The top team of chief executive Paul Geddes and chief financial officer John Reizenstein continue to lead the UK’s biggest personal lines insurer.
If the company’s performance on the stock market since its 2012 flotation is anything to go by, the pair and their team are doing a good job.
The stock now trades at more than double its 175p IPO price.
By contrast, rival listed personal lines insurer Esure trades at around a 13% discount to its 290p IPO price.
That said, Geddes and Reizenstein will need to keep their wits about them to tackle the rigours of the UK personal motor market, which makes up a large portion of the group’s revenue and profitability.

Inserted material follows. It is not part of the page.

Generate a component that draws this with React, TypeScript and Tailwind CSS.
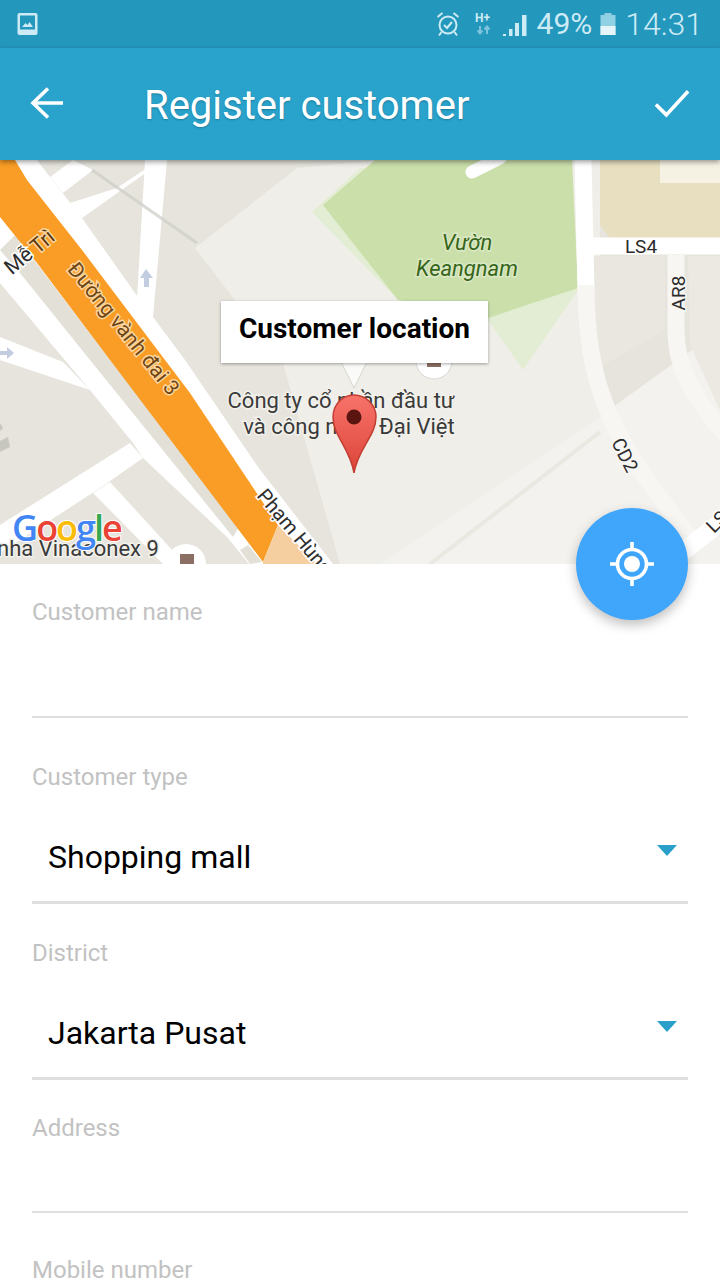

Since its flotation in 2012, Direct Line Group has been focused on restoring and maintaining profitability and cutting its cost base, which it saw as out of kilter with the opposition.
It achieved its aims of returning its commercial business to underwriting profit in the full 2014 year – the unit reported a combined operating ratio of 98.8% that year, and has remained profitable since.
The company now has a pure UK focus, having sold its international arm to Mapfre in 2014 for £430.5m.
With personal lines motor making up a large proportion of its book, Direct Line Group is looking to be a key player in the telematics-based insurance market.
It is also looking to break into the cyber insurance market. Its broker-only commercial arm NIG launched a cyber product in October.